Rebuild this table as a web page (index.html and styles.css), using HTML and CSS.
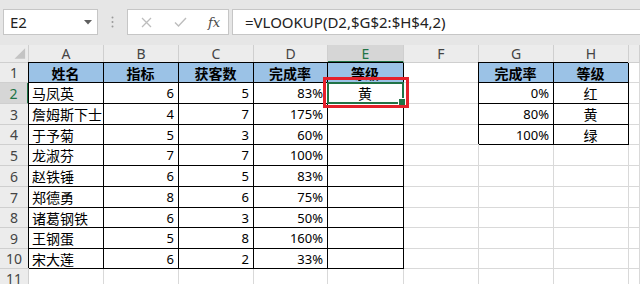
FILE: index.html
```html
<!DOCTYPE html>
<html lang="zh">
<head>
    <meta charset="UTF-8">
    <title>等级查询</title>
    <link rel="stylesheet" href="styles.css">
</head>
<body>
    <!-- Name box + formula bar -->
    <div class="toolbar">
        <div class="namebox">
            <span>E2</span>
            <svg class="caret" width="8" height="5" viewBox="0 0 8 5"><path d="M0 0h8L4 4.5z" fill="#5f5f5f"/></svg>
        </div>
        <div class="grip">
            <svg width="3" height="12" viewBox="0 0 3 12"><circle cx="1.5" cy="1.5" r="1" fill="#9a9a9a"/><circle cx="1.5" cy="6" r="1" fill="#9a9a9a"/><circle cx="1.5" cy="10.5" r="1" fill="#9a9a9a"/></svg>
        </div>
        <div class="fxbox">
            <svg class="btn" width="11" height="11" viewBox="0 0 11 11"><path d="M1 1l9 9M10 1l-9 9" stroke="#bdbdbd" stroke-width="1.3"/></svg>
            <svg class="btn" width="13" height="10" viewBox="0 0 13 10"><path d="M1 5.5l3.5 3.5L12 1" stroke="#bdbdbd" stroke-width="1.4" fill="none"/></svg>
            <span class="fx">fx</span>
        </div>
        <div class="formula">=VLOOKUP(D2,$G$2:$H$4,2)</div>
    </div>

    <!-- Worksheet -->
    <div class="sheet">
        <div class="corner"><svg width="29" height="18" viewBox="0 0 29 18"><path d="M26 3v11H15z" fill="#c4c4c4"/></svg></div>
        <div class="ch">A</div><div class="ch">B</div><div class="ch">C</div><div class="ch">D</div>
        <div class="ch on">E</div><div class="ch">F</div><div class="ch">G</div><div class="ch">H</div><div class="ch"></div>

        <div class="rh">1</div>
        <div class="c t hd">姓名</div><div class="c t hd">指标</div><div class="c t hd">获客数</div><div class="c t hd">完成率</div><div class="c t hd">等级</div>
        <div class="c"></div><div class="c t hd">完成率</div><div class="c t hd">等级</div><div class="c"></div>

        <div class="rh on">2</div>
        <div class="c t">马凤英</div><div class="c t n">6</div><div class="c t n">5</div><div class="c t n">83%</div>
        <div class="c t m sel">黄<span class="pick"></span><span class="mark"></span></div>
        <div class="c"></div><div class="c t n">0%</div><div class="c t m">红</div><div class="c"></div>

        <div class="rh">3</div>
        <div class="c t">詹姆斯下士</div><div class="c t n">4</div><div class="c t n">7</div><div class="c t n">175%</div><div class="c t"></div>
        <div class="c"></div><div class="c t n">80%</div><div class="c t m">黄</div><div class="c"></div>

        <div class="rh">4</div>
        <div class="c t">于予菊</div><div class="c t n">5</div><div class="c t n">3</div><div class="c t n">60%</div><div class="c t"></div>
        <div class="c"></div><div class="c t n">100%</div><div class="c t m">绿</div><div class="c"></div>

        <div class="rh">5</div>
        <div class="c t">龙淑芬</div><div class="c t n">7</div><div class="c t n">7</div><div class="c t n">100%</div><div class="c t"></div>
        <div class="c"></div><div class="c"></div><div class="c"></div><div class="c"></div>

        <div class="rh">6</div>
        <div class="c t">赵铁锤</div><div class="c t n">6</div><div class="c t n">5</div><div class="c t n">83%</div><div class="c t"></div>
        <div class="c"></div><div class="c"></div><div class="c"></div><div class="c"></div>

        <div class="rh">7</div>
        <div class="c t">郑德勇</div><div class="c t n">8</div><div class="c t n">6</div><div class="c t n">75%</div><div class="c t"></div>
        <div class="c"></div><div class="c"></div><div class="c"></div><div class="c"></div>

        <div class="rh">8</div>
        <div class="c t">诸葛钢铁</div><div class="c t n">6</div><div class="c t n">3</div><div class="c t n">50%</div><div class="c t"></div>
        <div class="c"></div><div class="c"></div><div class="c"></div><div class="c"></div>

        <div class="rh">9</div>
        <div class="c t">王钢蛋</div><div class="c t n">5</div><div class="c t n">8</div><div class="c t n">160%</div><div class="c t"></div>
        <div class="c"></div><div class="c"></div><div class="c"></div><div class="c"></div>

        <div class="rh">10</div>
        <div class="c t">宋大莲</div><div class="c t n">6</div><div class="c t n">2</div><div class="c t n">33%</div><div class="c t"></div>
        <div class="c"></div><div class="c"></div><div class="c"></div><div class="c"></div>

        <div class="rh">11</div>
        <div class="c"></div><div class="c"></div><div class="c"></div><div class="c"></div><div class="c"></div>
        <div class="c"></div><div class="c"></div><div class="c"></div><div class="c"></div>
    </div>
</body>
</html>
```

FILE: styles.css
```css
* {
    box-sizing: border-box;
}
body {
    margin: 0;
    width: 640px;
    height: 284px;
    overflow: hidden;
    background-color: #fff;
    font-family: "Noto Sans", "Noto Sans CJK SC", sans-serif;
    color: #000;
}

/* formula bar */
.toolbar {
    height: 45px;
    background-color: #e6e6e6;
    display: flex;
    align-items: flex-start;
    padding: 9px 0 0 3px;
}
.namebox {
    width: 95px;
    height: 26px;
    background-color: #fff;
    border: 1px solid #c6c6c6;
    display: flex;
    align-items: center;
    justify-content: space-between;
    padding: 0 5px 0 6px;
    font-size: 15px;
    color: #222;
}
.grip {
    width: 29px;
    height: 26px;
    display: flex;
    align-items: center;
    justify-content: center;
}
.fxbox {
    width: 102px;
    height: 26px;
    background-color: #fff;
    border: 1px solid #c6c6c6;
    display: flex;
    align-items: center;
    padding-left: 13px;
    gap: 22px;
}
.fx {
    font-family: "DejaVu Serif", serif;
    font-style: italic;
    font-size: 13px;
    color: #4a4a4a;
    margin-left: -1px;
}
.formula {
    flex: 1;
    height: 26px;
    margin-left: 3px;
    background-color: #fff;
    border: 1px solid #c6c6c6;
    border-right: none;
    display: flex;
    align-items: center;
    padding-left: 12px;
    font-size: 15px;
    color: #222;
}

/* grid */
.sheet {
    display: grid;
    grid-template-columns: 29px 75px 75px 75px 74px 76px 75px 75px 75px 1fr;
    grid-template-rows: 18px 20px 21px 21px 20px 21px 21px 21px 20px 21px 20px 1fr;
    height: 239px;
}
.corner,
.ch,
.rh {
    background-color: #ececec;
    border-right: 1px solid #cfcfcf;
    border-bottom: 1px solid #cfcfcf;
    display: flex;
    align-items: center;
    justify-content: center;
    font-size: 14px;
    color: #444;
}
.ch.on {
    background-color: #d6d6d6;
    color: #217346;
    border-bottom: 2px solid #217346;
}
.rh.on {
    background-color: #d6d6d6;
    color: #217346;
    border-right: 2px solid #217346;
}
.c {
    border-right: 1px solid #d9d9d9;
    border-bottom: 1px solid #d9d9d9;
    display: flex;
    align-items: center;
    padding: 0 4px 0 3px;
    font-size: 14px;
    white-space: nowrap;
}
.t {
    border-right-color: #000;
    border-bottom-color: #000;
    box-shadow: -1px -1px 0 #000;
}
.hd {
    background-color: #9bc2e6;
    font-weight: bold;
    justify-content: center;
}
.n {
    justify-content: flex-end;
    font-size: 13px;
}
.m {
    justify-content: center;
}

/* active cell */
.sel {
    position: relative;
}
.pick {
    position: absolute;
    top: -1px;
    left: -1px;
    right: -1px;
    bottom: -1px;
    border: 2px solid #217346;
}
.pick::after {
    content: "";
    position: absolute;
    right: -4px;
    bottom: -4px;
    width: 6px;
    height: 6px;
    background-color: #217346;
    border: 1px solid #fff;
}
.mark {
    position: absolute;
    top: -6px;
    left: -5px;
    right: -6px;
    bottom: -5px;
    border: 3px solid #e5212b;
}
```
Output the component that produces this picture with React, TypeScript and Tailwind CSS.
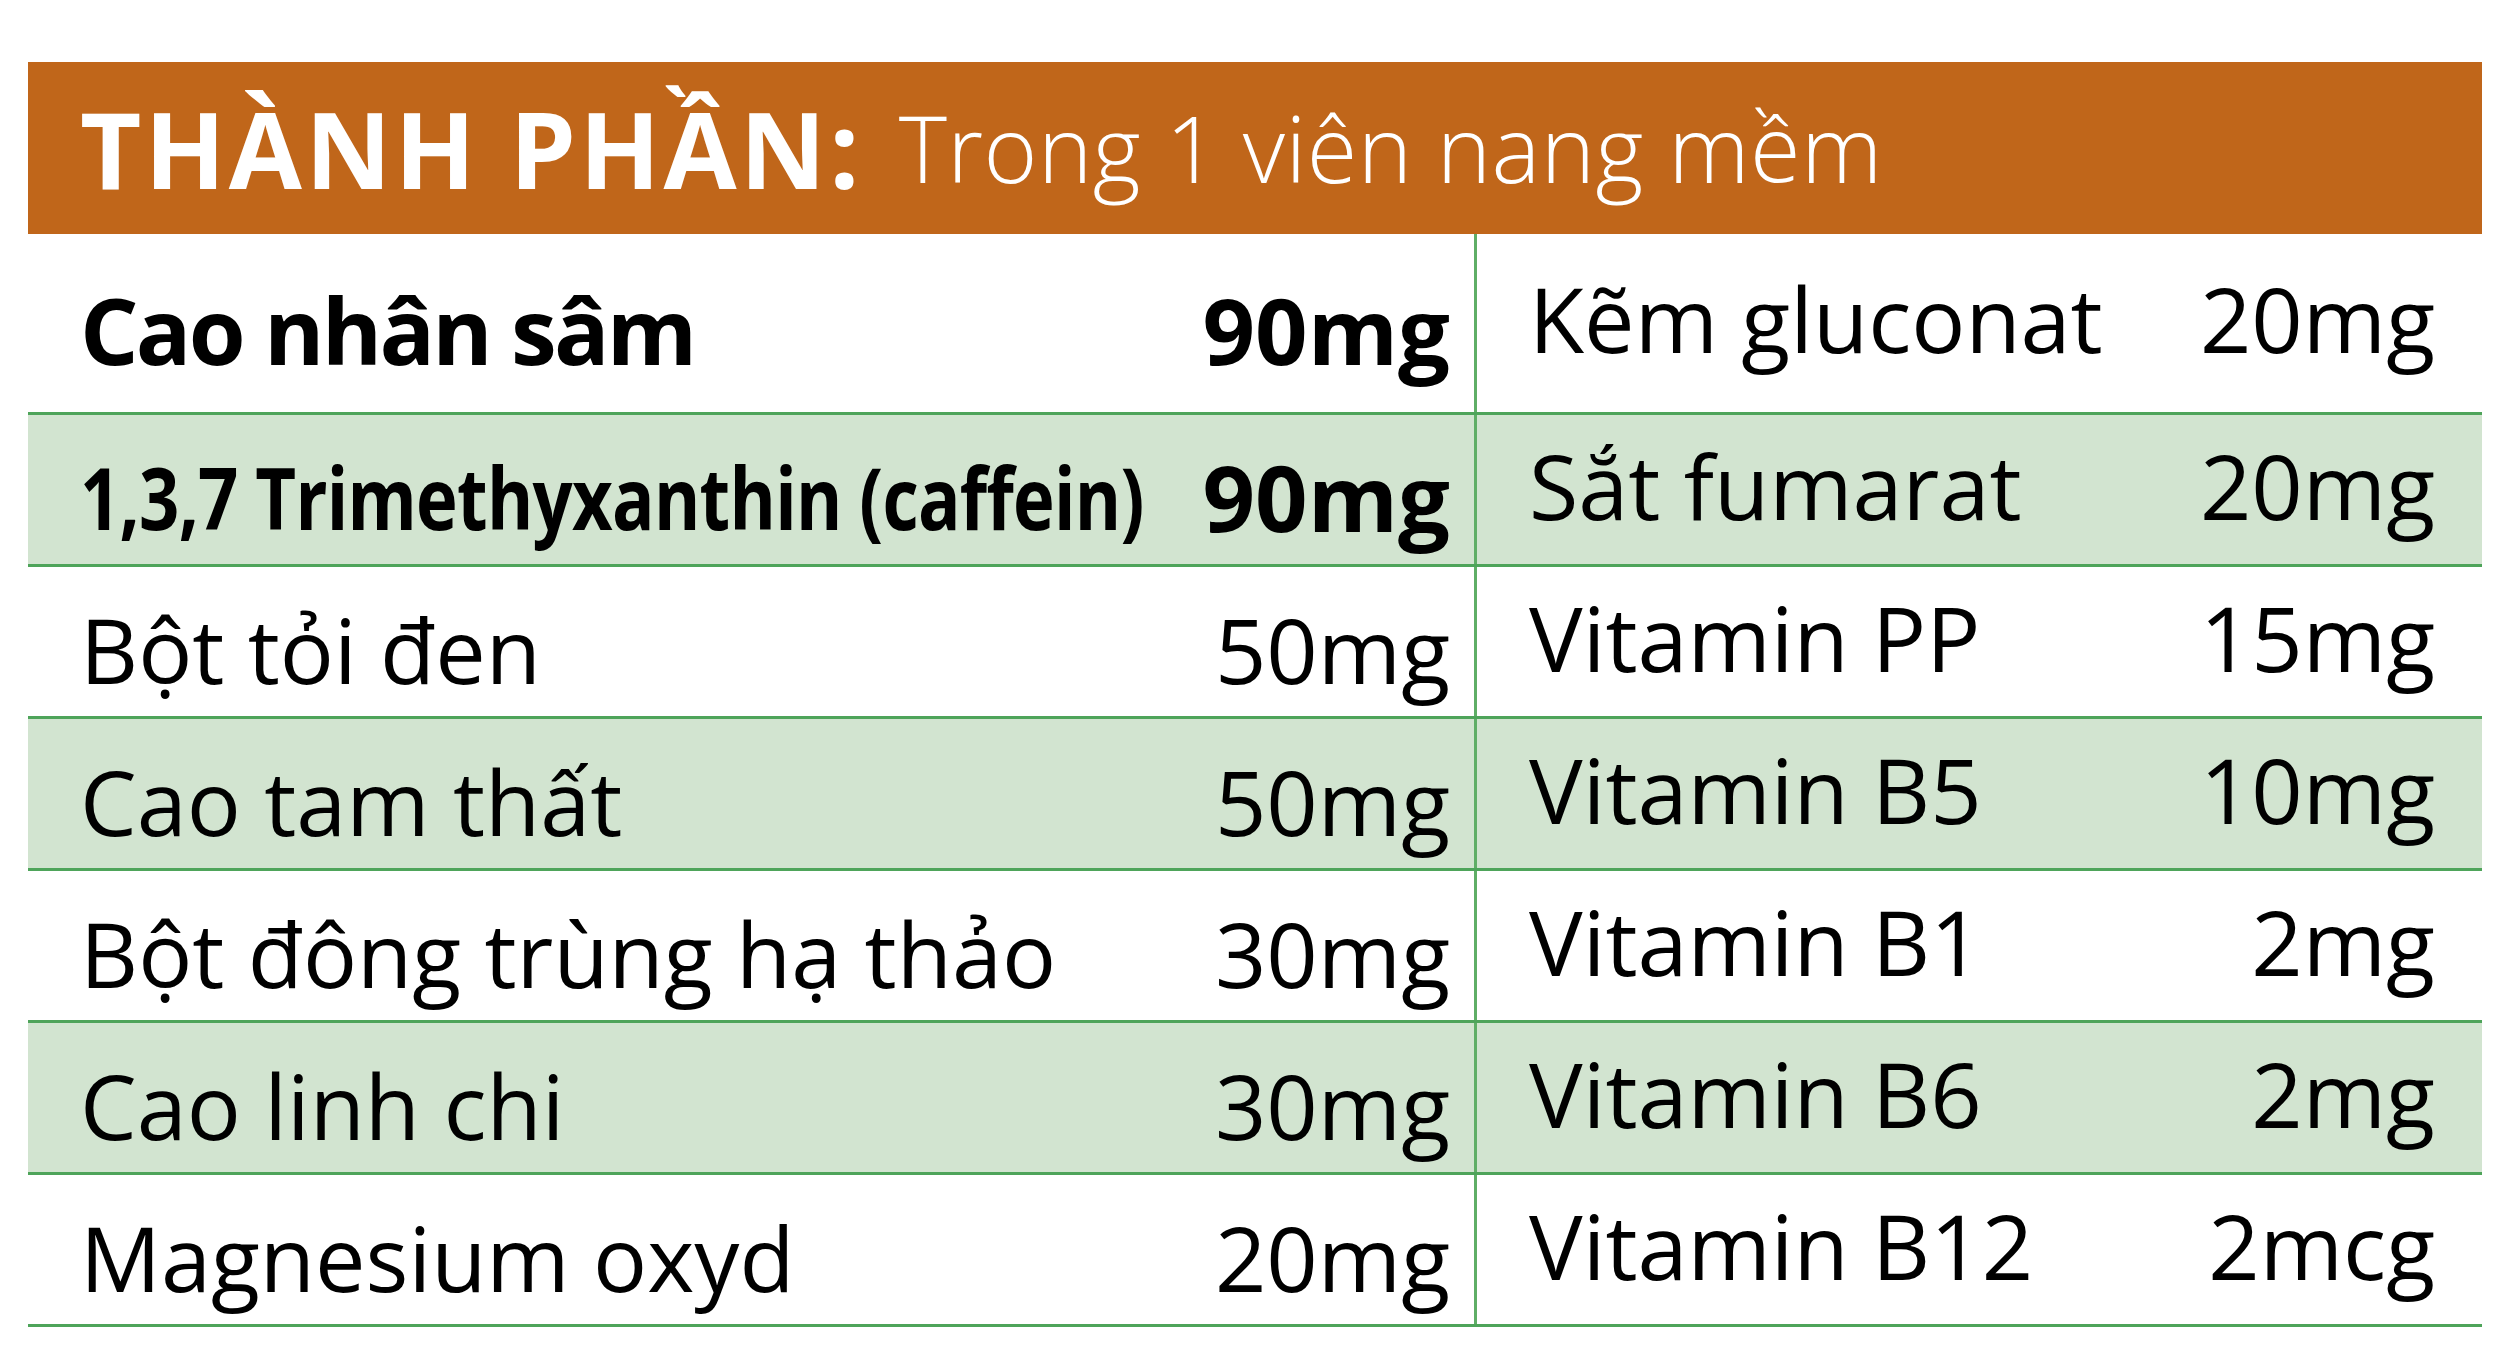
const rows = [
  { name: 'Cao nhân sâm', dose: '90mg', right: 'Kẽm gluconat', rdose: '20mg', kind: 'bold' },
  { name: '1,3,7 Trimethyxanthin (caffein)', dose: '90mg', right: 'Sắt fumarat', rdose: '20mg', kind: 'narrow' },
  { name: 'Bột tỏi đen', dose: '50mg', right: 'Vitamin PP', rdose: '15mg', kind: 'plain' },
  { name: 'Cao tam thất', dose: '50mg', right: 'Vitamin B5', rdose: '10mg', kind: 'plain' },
  { name: 'Bột đông trùng hạ thảo', dose: '30mg', right: 'Vitamin B1', rdose: '2mg', kind: 'plain' },
  { name: 'Cao linh chi', dose: '30mg', right: 'Vitamin B6', rdose: '2mg', kind: 'plain' },
  { name: 'Magnesium oxyd', dose: '20mg', right: 'Vitamin B12', rdose: '2mcg', kind: 'plain' },
]

export default function App() {
  return (
    <div className="min-h-[1372px] w-[2500px] bg-white pl-[28px] pt-[62px] font-['Open_Sans',sans-serif] text-black">
      <div className="w-[2454px]">
        <div className="flex h-[172px] items-center gap-[36px] bg-[#c0661a] pl-[52px] text-white">
          <span className="text-[106px] font-bold leading-none tracking-[0.03em]">THÀNH PHẦN:</span>
          <span className="text-[92px] font-light leading-none tracking-[0.005em]">Trong 1 viên nang mềm</span>
        </div>

        {rows.map((r, i) => (
          <div
            key={r.name}
            className={`grid grid-cols-[1449px_1005px] border-b-[3px] border-[#4ea45a] ${
              i === 0 ? 'h-[181px]' : 'h-[152px]'
            } ${i % 2 === 1 ? 'bg-[#d2e4d0]' : 'bg-white'}`}
          >
            <div className="flex items-center justify-between border-r-[3px] border-[#5fae66] pl-[52px] pr-[24px] pt-[14px]">
              {r.kind === 'bold' && (
                <span className="text-[92px] font-bold leading-none tracking-[-0.03em]">{r.name}</span>
              )}
              {r.kind === 'narrow' && (
                <span className="w-[1071px] whitespace-nowrap">
                  <span className="inline-block origin-left scale-x-[0.82] text-[86px] font-bold leading-none tracking-[-0.01em]">
                    {r.name}
                  </span>
                </span>
              )}
              {r.kind === 'plain' && <span className="text-[90px] leading-none">{r.name}</span>}
              {r.kind === 'plain' ? (
                <span className="text-[90px] leading-none">{r.dose}</span>
              ) : (
                <span className="text-[92px] font-bold leading-none">{r.dose}</span>
              )}
            </div>
            <div className="flex items-center justify-between pb-[10px] pl-[52px] pr-[47px]">
              <span className="text-[90px] leading-none">{r.right}</span>
              <span className="text-[90px] leading-none">{r.rdose}</span>
            </div>
          </div>
        ))}
      </div>
    </div>
  )
}
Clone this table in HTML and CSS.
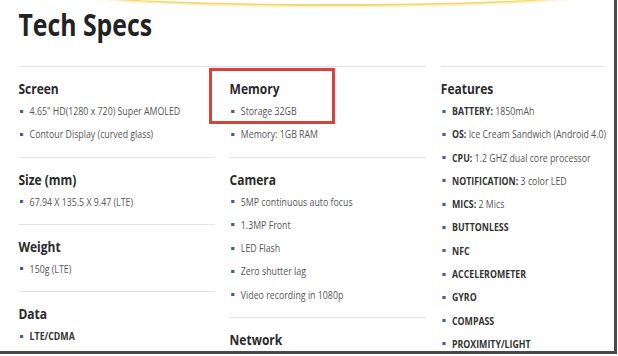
FILE: index.html
```html
<!DOCTYPE html>
<html lang="en">
<head>
    <meta charset="UTF-8">
    <meta name="viewport" content="width=device-width, initial-scale=1.0">
    <title>Tech Specs</title>
    <link rel="stylesheet" href="styles.css">
</head>
<body>

    <div class="frame">
        <!-- Reflejo amarillo de arriba -->
        <div class="glow"></div>

        <div class="page">
            <h1 class="title">Tech Specs</h1>

            <div class="specs">
                <div class="pair">
                    <div class="col">
                        <section class="spec">
                            <h2>Screen</h2>
                            <ul>
                                <li>4.65" HD(1280 x 720) Super AMOLED</li>
                                <li>Contour Display (curved glass)</li>
                            </ul>
                        </section>
                        <section class="spec">
                            <h2>Size (mm)</h2>
                            <ul>
                                <li>67.94 X 135.5 X 9.47 (LTE)</li>
                            </ul>
                        </section>
                        <section class="spec">
                            <h2>Weight</h2>
                            <ul>
                                <li>150g (LTE)</li>
                            </ul>
                        </section>
                        <section class="spec">
                            <h2>Data</h2>
                            <ul>
                                <li><strong>LTE/CDMA</strong></li>
                            </ul>
                        </section>
                    </div>

                    <div class="col">
                        <section class="spec">
                            <h2>Memory</h2>
                            <ul>
                                <li>Storage 32GB</li>
                                <li>Memory: 1GB RAM</li>
                            </ul>
                        </section>
                        <section class="spec">
                            <h2>Camera</h2>
                            <ul>
                                <li>5MP continuous auto focus</li>
                                <li>1.3MP Front</li>
                                <li>LED Flash</li>
                                <li>Zero shutter lag</li>
                                <li>Video recording in 1080p</li>
                            </ul>
                        </section>
                        <section class="spec">
                            <h2>Network</h2>
                        </section>
                    </div>
                </div>

                <div class="col features">
                    <section class="spec">
                        <h2>Features</h2>
                        <ul>
                            <li><strong>BATTERY:</strong> 1850mAh</li>
                            <li><strong>OS:</strong> Ice Cream Sandwich (Android 4.0)</li>
                            <li><strong>CPU:</strong> 1.2 GHZ dual core processor</li>
                            <li><strong>NOTIFICATION:</strong> 3 color LED</li>
                            <li><strong>MICS:</strong> 2 Mics</li>
                            <li><strong>BUTTONLESS</strong></li>
                            <li><strong>NFC</strong></li>
                            <li><strong>ACCELEROMETER</strong></li>
                            <li><strong>GYRO</strong></li>
                            <li><strong>COMPASS</strong></li>
                            <li><strong>PROXIMITY/LIGHT</strong></li>
                        </ul>
                    </section>
                </div>
            </div>
        </div>

        <!-- Recuadro rojo sobre Memory -->
        <div class="highlight"></div>
    </div>

</body>
</html>
```

FILE: styles.css
```css
/* Estilos generales */
* {
    box-sizing: border-box;
}

body {
    margin: 0;
    padding: 0;
    background-color: #fff;
    font-family: "Open Sans", "Noto Sans", Arial, sans-serif;
}

.frame {
    position: relative;
    width: 617px;
    height: 354px;
    border-right: 3px solid #4a4a4a;
    border-bottom: 3px solid #4a4a4a;
    background-color: #fff;
    overflow: hidden;
}

.glow {
    position: absolute;
    top: -24px;
    left: 63px;
    width: 540px;
    height: 30px;
    border-radius: 50%;
    border-bottom: 2px solid #f1da6c;
    box-shadow: 0 1px 2px rgba(240, 214, 100, 0.5);
}

.highlight {
    position: absolute;
    top: 68px;
    left: 209px;
    width: 126px;
    height: 56px;
    border: 3px solid #d8433b;
}

/* la captura original estaba comprimida a lo ancho */
.page {
    width: 766px;
    padding-left: 23px;
    transform: scaleX(0.8);
    transform-origin: 0 0;
}

.title {
    margin: 6px 0 24px;
    font-size: 31px;
    line-height: 36px;
    font-weight: bold;
    color: #222;
}

.specs {
    display: flex;
    gap: 19px;
    align-items: flex-start;
}

.pair {
    display: grid;
    grid-template-columns: 245px 245px;
    column-gap: 19px;
    width: 509px;
    border-top: 1px solid #e3e3e3;
}

.features {
    width: 206px;
    border-top: 1px solid #e3e3e3;
}

.spec {
    padding: 11px 0 11px;
}

.spec + .spec {
    border-top: 1px solid #e3e3e3;
}

.spec h2 {
    margin: 0;
    font-size: 15px;
    line-height: 20px;
    font-weight: bold;
    color: #2a2a2a;
}

.spec ul {
    list-style: none;
    margin: 1px 0 0;
    padding: 0;
}

.spec li {
    position: relative;
    padding-left: 14px;
    font-size: 11px;
    line-height: 23.3px;
    color: #555;
    white-space: nowrap;
}

.spec li::before {
    content: "";
    position: absolute;
    left: 2px;
    top: 10.5px;
    width: 4px;
    height: 3px;
    background-color: #3d5cb6;
}

.spec li strong {
    color: #333;
}
```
- - -
> [OBJECTIVE]: Pull out every line of the records that includes the string "table".

> [RESULT OF THIS TASK]:
Rebuild this table as a web page (index.html and styles.css), using HTML and CSS.
Clone this table in HTML and CSS.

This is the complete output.